Work to be completed - Output a verbatim copy of the data, cut off after the line that contains "const [tiling, setTiling]".
○ ○ ○ ○ ○
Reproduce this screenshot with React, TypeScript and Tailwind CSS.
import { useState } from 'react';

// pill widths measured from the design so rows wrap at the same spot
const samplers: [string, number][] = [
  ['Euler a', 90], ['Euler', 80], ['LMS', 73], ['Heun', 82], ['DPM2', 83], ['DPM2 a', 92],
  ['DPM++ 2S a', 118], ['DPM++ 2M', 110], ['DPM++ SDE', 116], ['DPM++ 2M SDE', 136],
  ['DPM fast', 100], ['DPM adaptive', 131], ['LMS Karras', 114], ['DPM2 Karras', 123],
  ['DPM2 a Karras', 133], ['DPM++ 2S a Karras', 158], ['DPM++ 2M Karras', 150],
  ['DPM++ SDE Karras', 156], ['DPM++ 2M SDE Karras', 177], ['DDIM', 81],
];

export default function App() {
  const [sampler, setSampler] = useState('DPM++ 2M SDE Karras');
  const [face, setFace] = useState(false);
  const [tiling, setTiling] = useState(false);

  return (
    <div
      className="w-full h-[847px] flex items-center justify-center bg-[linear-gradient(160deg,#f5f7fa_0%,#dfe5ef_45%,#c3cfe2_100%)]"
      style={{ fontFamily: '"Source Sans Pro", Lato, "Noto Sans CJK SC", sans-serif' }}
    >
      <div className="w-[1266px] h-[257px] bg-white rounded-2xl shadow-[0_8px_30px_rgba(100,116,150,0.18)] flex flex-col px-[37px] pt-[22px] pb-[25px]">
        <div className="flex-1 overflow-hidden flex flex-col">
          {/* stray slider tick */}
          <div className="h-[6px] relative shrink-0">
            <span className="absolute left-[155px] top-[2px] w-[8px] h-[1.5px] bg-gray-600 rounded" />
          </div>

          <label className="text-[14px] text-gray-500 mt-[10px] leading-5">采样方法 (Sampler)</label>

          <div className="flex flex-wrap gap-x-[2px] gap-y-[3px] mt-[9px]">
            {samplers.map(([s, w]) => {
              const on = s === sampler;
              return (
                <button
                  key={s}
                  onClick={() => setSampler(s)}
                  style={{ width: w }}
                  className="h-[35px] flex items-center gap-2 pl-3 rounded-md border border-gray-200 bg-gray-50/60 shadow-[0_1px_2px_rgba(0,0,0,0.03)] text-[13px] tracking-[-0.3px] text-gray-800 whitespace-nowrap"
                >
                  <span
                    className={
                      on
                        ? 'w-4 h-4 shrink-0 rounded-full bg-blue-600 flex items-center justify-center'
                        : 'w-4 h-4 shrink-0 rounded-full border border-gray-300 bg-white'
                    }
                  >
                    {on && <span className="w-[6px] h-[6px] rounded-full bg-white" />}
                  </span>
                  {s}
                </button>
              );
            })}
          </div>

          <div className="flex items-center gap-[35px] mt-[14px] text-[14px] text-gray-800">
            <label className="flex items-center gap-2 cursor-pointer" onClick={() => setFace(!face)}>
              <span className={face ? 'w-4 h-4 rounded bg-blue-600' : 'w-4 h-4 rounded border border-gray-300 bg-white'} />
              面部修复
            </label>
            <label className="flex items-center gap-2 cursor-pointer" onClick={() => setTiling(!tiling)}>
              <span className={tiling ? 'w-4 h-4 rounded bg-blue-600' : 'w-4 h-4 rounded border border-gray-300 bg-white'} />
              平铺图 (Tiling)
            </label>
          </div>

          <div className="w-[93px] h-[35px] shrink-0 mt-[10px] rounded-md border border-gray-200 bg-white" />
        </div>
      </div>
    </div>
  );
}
○ ○ ○ ○ ○
Problem solution -
Reproduce this screenshot with React, TypeScript and Tailwind CSS.
import { useState } from 'react';

// pill widths measured from the design so rows wrap at the same spot
const samplers: [string, number][] = [
  ['Euler a', 90], ['Euler', 80], ['LMS', 73], ['Heun', 82], ['DPM2', 83], ['DPM2 a', 92],
  ['DPM++ 2S a', 118], ['DPM++ 2M', 110], ['DPM++ SDE', 116], ['DPM++ 2M SDE', 136],
  ['DPM fast', 100], ['DPM adaptive', 131], ['LMS Karras', 114], ['DPM2 Karras', 123],
  ['DPM2 a Karras', 133], ['DPM++ 2S a Karras', 158], ['DPM++ 2M Karras', 150],
  ['DPM++ SDE Karras', 156], ['DPM++ 2M SDE Karras', 177], ['DDIM', 81],
];

export default function App() {
  const [sampler, setSampler] = useState('DPM++ 2M SDE Karras');
  const [face, setFace] = useState(false);
  const [tiling, setTiling] = useState(false);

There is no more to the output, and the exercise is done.